As for the state, “there are things like the state Home Energy Rebate program, which still has to be implemented, so there’s some other pieces there that could be coming,” Walling said. Then there’s the Illinois share of money from the IRA Climate Pollution Reduction Grants.
Officials from the Chicago Metropolitan Agency for Planning, or CMAP, which oversees seven counties in Illinois, said funds from those IRA pollution reduction grants are appropriated until 2029, although how the funds will be used exactly has yet to be determined. CMAP is anticipating to receive the funds through May 2027, Nora Beck, principal policy analyst on the group’s climate team, said.
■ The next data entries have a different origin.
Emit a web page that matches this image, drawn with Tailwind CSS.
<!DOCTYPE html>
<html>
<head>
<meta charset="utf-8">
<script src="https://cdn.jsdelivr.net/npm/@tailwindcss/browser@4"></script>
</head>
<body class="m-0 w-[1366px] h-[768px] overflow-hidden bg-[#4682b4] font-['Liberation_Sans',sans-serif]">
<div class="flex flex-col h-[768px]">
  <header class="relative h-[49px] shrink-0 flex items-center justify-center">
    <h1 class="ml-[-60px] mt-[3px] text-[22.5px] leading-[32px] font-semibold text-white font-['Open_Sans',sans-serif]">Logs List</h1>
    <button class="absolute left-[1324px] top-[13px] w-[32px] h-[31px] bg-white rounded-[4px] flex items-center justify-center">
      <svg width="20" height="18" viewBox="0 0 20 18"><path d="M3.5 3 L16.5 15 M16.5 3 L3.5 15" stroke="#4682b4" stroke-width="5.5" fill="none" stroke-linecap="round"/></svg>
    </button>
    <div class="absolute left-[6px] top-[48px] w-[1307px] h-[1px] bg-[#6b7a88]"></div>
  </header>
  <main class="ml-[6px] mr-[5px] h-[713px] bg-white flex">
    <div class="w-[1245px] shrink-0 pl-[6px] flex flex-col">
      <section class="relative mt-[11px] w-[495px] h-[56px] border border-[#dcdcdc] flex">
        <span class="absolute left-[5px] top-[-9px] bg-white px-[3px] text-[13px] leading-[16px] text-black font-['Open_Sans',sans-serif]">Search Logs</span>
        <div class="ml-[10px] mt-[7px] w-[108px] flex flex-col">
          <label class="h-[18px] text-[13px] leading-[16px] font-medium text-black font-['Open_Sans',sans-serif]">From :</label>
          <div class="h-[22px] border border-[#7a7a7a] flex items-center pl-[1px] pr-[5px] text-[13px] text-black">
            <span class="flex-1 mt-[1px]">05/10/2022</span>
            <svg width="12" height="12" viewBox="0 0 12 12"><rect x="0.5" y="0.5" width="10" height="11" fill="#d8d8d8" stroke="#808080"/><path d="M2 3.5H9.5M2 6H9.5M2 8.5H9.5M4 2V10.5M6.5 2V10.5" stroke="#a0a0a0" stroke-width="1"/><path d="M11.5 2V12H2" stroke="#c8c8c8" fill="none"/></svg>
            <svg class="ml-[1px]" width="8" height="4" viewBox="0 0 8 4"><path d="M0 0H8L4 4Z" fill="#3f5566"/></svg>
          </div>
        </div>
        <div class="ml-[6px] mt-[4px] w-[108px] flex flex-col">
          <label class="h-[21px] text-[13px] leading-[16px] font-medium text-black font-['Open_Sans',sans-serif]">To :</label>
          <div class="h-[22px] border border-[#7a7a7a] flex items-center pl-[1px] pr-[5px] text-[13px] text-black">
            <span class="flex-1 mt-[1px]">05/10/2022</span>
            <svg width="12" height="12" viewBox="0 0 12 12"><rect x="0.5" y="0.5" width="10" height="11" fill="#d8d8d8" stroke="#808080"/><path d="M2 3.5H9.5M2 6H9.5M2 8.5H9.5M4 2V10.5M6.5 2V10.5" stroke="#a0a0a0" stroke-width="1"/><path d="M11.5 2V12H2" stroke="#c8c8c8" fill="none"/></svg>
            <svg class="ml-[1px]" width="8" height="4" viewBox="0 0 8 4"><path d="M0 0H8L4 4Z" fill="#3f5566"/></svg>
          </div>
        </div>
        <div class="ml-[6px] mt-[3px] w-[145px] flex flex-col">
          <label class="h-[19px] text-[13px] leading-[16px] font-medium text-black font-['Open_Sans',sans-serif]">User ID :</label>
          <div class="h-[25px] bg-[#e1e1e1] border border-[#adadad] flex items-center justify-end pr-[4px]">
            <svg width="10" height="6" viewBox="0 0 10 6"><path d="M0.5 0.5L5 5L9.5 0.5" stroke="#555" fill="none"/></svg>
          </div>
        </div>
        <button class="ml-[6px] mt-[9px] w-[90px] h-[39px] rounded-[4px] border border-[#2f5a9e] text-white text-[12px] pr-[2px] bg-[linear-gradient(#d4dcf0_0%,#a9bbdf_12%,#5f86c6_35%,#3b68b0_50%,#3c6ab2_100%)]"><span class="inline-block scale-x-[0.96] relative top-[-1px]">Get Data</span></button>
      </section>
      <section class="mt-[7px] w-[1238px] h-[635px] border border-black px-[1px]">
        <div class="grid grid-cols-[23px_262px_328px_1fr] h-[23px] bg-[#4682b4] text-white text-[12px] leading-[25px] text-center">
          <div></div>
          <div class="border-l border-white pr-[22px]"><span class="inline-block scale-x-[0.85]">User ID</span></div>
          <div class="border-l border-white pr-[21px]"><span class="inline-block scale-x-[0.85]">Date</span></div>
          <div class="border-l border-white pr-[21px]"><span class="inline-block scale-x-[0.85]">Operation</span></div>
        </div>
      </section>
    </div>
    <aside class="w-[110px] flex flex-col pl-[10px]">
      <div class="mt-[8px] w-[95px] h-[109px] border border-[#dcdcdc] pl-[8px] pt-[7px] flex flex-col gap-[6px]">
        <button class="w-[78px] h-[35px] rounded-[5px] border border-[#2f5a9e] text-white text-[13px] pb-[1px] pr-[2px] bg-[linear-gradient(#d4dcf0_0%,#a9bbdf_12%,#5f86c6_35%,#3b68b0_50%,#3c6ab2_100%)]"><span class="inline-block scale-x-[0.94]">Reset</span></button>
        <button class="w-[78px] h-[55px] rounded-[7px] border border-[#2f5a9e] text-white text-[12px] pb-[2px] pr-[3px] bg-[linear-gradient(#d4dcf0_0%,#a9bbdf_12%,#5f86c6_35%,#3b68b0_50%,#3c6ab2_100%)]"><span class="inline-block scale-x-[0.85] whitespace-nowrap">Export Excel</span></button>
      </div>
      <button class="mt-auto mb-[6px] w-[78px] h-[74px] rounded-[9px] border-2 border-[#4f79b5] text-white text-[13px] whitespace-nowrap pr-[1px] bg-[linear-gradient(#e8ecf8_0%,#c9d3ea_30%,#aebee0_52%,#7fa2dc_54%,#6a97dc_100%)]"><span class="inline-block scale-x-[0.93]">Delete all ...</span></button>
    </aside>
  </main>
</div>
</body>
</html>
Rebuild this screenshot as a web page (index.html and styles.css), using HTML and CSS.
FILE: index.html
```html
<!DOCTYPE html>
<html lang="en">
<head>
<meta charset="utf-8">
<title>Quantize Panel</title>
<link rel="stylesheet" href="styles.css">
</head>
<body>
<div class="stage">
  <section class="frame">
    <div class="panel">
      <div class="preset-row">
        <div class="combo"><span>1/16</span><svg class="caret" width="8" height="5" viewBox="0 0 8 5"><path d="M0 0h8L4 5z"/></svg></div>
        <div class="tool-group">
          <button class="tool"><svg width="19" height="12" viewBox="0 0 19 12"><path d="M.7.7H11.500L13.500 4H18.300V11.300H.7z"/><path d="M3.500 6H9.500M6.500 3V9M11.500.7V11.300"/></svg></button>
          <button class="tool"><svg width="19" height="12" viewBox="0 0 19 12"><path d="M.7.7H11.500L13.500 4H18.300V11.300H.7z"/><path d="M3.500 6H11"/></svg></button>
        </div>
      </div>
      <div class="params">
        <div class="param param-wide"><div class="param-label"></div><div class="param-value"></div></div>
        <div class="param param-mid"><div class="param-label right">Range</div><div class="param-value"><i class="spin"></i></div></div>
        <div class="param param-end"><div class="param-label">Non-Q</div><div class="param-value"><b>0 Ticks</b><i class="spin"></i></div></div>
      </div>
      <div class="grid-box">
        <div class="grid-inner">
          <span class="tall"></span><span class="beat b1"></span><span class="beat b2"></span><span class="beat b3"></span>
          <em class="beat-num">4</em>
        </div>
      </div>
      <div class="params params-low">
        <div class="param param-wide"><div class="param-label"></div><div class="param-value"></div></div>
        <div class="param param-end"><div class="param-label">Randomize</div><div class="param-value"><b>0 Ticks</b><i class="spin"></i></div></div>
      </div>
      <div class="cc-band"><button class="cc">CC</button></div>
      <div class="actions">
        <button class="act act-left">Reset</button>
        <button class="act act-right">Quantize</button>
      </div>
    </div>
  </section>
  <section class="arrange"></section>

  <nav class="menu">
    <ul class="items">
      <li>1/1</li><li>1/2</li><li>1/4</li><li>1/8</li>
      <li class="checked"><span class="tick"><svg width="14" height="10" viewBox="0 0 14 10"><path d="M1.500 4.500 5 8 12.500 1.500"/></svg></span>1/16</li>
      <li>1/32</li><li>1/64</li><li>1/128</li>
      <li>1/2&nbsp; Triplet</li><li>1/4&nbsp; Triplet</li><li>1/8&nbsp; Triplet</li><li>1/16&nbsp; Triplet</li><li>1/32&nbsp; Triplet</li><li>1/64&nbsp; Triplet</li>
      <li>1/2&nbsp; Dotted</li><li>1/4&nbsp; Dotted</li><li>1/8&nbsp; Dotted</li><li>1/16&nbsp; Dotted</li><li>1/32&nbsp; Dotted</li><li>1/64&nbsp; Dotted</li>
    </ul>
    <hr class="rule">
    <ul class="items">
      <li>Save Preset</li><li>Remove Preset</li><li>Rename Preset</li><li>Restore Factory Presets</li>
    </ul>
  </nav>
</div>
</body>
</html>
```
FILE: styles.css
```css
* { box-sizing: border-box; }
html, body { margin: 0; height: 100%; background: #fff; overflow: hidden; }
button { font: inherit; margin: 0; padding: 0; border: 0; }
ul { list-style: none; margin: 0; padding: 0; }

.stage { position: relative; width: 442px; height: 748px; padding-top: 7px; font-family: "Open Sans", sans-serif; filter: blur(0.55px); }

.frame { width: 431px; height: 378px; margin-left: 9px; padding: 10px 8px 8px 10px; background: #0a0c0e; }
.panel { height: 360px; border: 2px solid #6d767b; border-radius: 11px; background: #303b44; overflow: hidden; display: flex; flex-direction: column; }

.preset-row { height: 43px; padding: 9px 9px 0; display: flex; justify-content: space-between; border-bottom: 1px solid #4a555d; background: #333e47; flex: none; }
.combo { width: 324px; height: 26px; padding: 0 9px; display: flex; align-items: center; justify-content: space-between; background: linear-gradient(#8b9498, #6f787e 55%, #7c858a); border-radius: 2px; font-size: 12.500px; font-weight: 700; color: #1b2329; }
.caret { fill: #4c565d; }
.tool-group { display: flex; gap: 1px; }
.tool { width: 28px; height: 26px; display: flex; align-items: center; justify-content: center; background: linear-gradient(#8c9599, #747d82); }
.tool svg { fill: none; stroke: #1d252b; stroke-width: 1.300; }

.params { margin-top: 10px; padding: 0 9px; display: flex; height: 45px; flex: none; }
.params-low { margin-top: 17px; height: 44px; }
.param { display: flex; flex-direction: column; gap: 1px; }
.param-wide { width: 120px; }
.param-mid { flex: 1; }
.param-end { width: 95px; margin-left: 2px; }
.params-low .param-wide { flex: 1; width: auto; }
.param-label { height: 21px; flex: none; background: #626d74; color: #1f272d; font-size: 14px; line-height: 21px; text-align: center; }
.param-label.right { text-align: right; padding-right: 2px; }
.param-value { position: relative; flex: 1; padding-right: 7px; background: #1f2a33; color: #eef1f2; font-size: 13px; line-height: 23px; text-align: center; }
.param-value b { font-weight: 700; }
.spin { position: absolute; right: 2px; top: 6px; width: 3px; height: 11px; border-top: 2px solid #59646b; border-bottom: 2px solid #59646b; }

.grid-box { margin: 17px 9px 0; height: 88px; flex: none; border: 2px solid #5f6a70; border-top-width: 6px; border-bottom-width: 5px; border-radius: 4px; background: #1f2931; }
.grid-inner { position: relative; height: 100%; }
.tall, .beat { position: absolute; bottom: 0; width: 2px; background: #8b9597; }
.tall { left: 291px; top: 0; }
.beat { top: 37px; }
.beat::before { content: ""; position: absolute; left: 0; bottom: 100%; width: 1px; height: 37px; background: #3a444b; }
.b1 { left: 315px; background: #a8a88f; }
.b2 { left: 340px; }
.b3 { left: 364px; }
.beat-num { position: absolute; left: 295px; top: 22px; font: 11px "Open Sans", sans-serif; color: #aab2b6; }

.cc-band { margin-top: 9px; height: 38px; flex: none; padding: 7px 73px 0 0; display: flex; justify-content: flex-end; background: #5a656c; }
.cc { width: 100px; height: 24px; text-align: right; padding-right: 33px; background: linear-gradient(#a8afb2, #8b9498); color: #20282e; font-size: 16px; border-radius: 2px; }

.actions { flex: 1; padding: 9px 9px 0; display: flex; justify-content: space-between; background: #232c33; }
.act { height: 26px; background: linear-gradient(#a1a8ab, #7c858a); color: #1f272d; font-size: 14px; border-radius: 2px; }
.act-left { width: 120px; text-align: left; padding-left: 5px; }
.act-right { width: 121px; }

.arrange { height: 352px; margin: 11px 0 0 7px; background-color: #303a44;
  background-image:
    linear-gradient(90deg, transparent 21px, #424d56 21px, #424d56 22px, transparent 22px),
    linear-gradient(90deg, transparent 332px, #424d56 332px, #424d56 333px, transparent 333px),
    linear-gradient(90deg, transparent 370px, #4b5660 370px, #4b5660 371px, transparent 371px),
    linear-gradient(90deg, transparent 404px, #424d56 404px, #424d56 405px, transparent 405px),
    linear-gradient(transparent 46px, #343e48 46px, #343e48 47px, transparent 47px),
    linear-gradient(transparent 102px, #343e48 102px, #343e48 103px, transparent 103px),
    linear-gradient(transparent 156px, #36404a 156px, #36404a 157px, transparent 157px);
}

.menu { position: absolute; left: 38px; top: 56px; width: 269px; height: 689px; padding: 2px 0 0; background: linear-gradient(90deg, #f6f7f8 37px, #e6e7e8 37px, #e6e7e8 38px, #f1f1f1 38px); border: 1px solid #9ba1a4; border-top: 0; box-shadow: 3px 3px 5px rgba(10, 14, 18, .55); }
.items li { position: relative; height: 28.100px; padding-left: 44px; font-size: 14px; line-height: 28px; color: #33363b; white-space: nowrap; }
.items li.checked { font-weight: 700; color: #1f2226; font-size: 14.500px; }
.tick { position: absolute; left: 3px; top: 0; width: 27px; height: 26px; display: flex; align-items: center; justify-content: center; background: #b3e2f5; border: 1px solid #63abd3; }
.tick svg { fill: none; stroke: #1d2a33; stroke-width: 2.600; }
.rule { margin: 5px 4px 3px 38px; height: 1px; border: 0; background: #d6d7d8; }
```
Last year the Illinois Environmental Protection Agency was awarded a federal grant of almost $15 million from the U.S. Department of Energy’s Energy Efficiency Revolving Loan Fund Grant Program, with a project period spanning from June of last year through May 2029.
Beck also cited the recent grant that the Illinois EPA received of $100 million for EV charging and infrastructure, part of $635 million in such grants the Biden administration pushed out in January. It is still unclear how Trump’s orders will impact the ability to access these recently awarded funds.
“The IRA was a massive investment in this space, and it’s going to take a while to get all the money out, and hopefully we’ll see that rolling out in the next couple of years,” Beck said.
She said funds from the Climate Pollution Reduction Grants program, which CMAP participated in, helped develop the Climate Action Plan for the greater Chicago region, which includes 13 counties stretching from Wisconsin to Indiana.
“Our understanding is that from the EPA, that funding is secure, and we will continue to have that money to complete the deliverables that we agreed to do,” Beck said. “We partnered with the Metropolitan Mayors Caucus there, and we are responsible for shepherding the development of the comprehensive Climate Action Plan by December of this year, and then a status report that reports out on our progress by 2027 so we intend to fulfill those obligations per our agreements.”
Some of the efforts developed by CMAP included a greenhouse gas inventory for a “larger area than CMAP normally works with,” extending beyond the counties in Illinois into Wisconsin and Indiana. CMAP is also working with its steering committee and subject matter experts across industries such as transportation and infrastructure in order to develop a slate of pollution reduction strategies, Beck said. Together they’re quantifying the effectiveness of strategies and working to set reduction targets.
She added that, although federal leadership and funding are important, CMAP is focused on quantifying the reductions that can be achieved through state and local action and holding those distinct from strategies that the group relies on from the federal government.
“I think we’re going to learn a lot through this process of being able to articulate just how much control we have on this issue, within the state and local arena, and then what we need from the federal government,” Beck said.